I grind ours with a dedicated electric shredder (it's not good for much else) into a bucket and then pour the pulp (about five buckets full) in a clean cloth sack (a large pillowcase will do) and suspend the sack (I use a four block rope pulley and a tree branch) over a suitable container. It's cleaner than it looks, but wash everything before and after and be vigilant.


The tub in the kiddie wagon collects the gravity-pressed juice. The sieve over the tub helps keep yellow jackets (valuable allies!) from drowning. They gather around what I'm doing but I move deliberately and calmly, knowing they're not after me.


The juice that runs from the sack may be dipped and strained into quart jars and canned. This setup works for pears, blackberries, grapes and other fruits as well. I add anything that takes my fancy to the cider -- this one has a few pears and also quince. I think I'll throw some mint into the hopper as well.
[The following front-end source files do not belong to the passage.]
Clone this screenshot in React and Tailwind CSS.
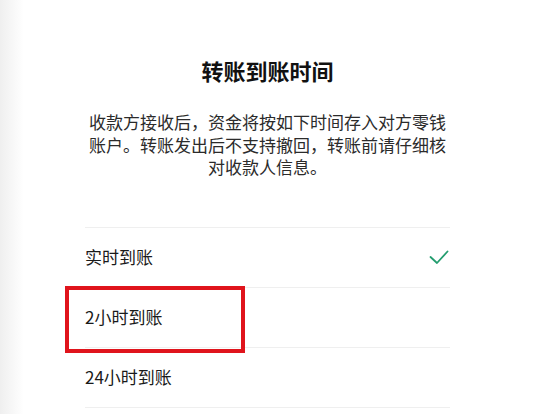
import React from 'react';

const options = [
    { label: '实时到账', checked: true },
    { label: '2小时到账', highlighted: true },
    { label: '24小时到账' },
];

export default function App() {
    return (
        <div
            className="flex w-[550px] h-[414px] overflow-hidden bg-white text-[#1a1a1a]"
            style={{ fontFamily: '"Noto Sans CJK SC", "Noto Sans", sans-serif' }}
        >
            {/* 左侧淡灰边 */}
            <div className="w-[24px] shrink-0 bg-gradient-to-r from-[#efefef] to-white" />

            <div className="pl-[61px] w-[426px]">
                <div className="w-[365px]">
                    <h1 className="pt-[55px] text-center text-[22px] leading-[30px] font-bold text-[#111]">
                        转账到账时间
                    </h1>

                    <p className="mt-[26px] text-center text-[17px] leading-[22.5px] text-[#2b2b2b]">
                        收款方接收后，资金将按如下时间存入对方零钱账户。转账发出后不支持撤回，转账前请仔细核对收款人信息。
                    </p>

                    <ul className="mt-[48px] border-t border-[#efefef]">
                        {options.map((opt) => (
                            <li
                                key={opt.label}
                                className="relative flex items-center justify-between h-[60px] border-b border-[#efefef]"
                            >
                                <span className="text-[17px] text-[#1a1a1a]">{opt.label}</span>

                                {opt.checked && (
                                    <svg className="w-[20px] h-[16px] mr-[1px]" viewBox="0 0 20 16" fill="none">
                                        <path
                                            d="M1.5 8 L8 14 L18.5 2.5"
                                            stroke="#239d6f"
                                            strokeWidth="1.8"
                                            strokeLinecap="round"
                                            strokeLinejoin="round"
                                        />
                                    </svg>
                                )}

                                {opt.highlighted && (
                                    <div className="absolute left-[-20px] top-[-2px] w-[180px] h-[67px] border-[4px] border-[#e0141c] pointer-events-none" />
                                )}
                            </li>
                        ))}
                    </ul>
                </div>
            </div>
        </div>
    );
}
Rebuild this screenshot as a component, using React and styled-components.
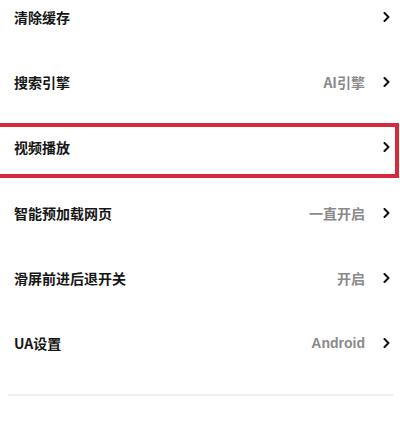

We make cider two quarts at a time all winter, boosting with a little bit of honey and wine yeast.


Or if we prefer the juice flat, that's good too.

This method is not efficient, but it is resilient. Leftover pomace can be used to make vinegar and then dumped at the foot of various orchard trees for mulch and soil amendment; poultry love to pick through the pomace as well.


Be sure to wassail the trees with your cider at the solstice:
Old apple tree, old apple tree; 
We've come to wassail thee; 
To bear and to bow apples enow; 
Hats full, caps full, three bushel bags full; 
Barn floors full and a little heap under the stairs!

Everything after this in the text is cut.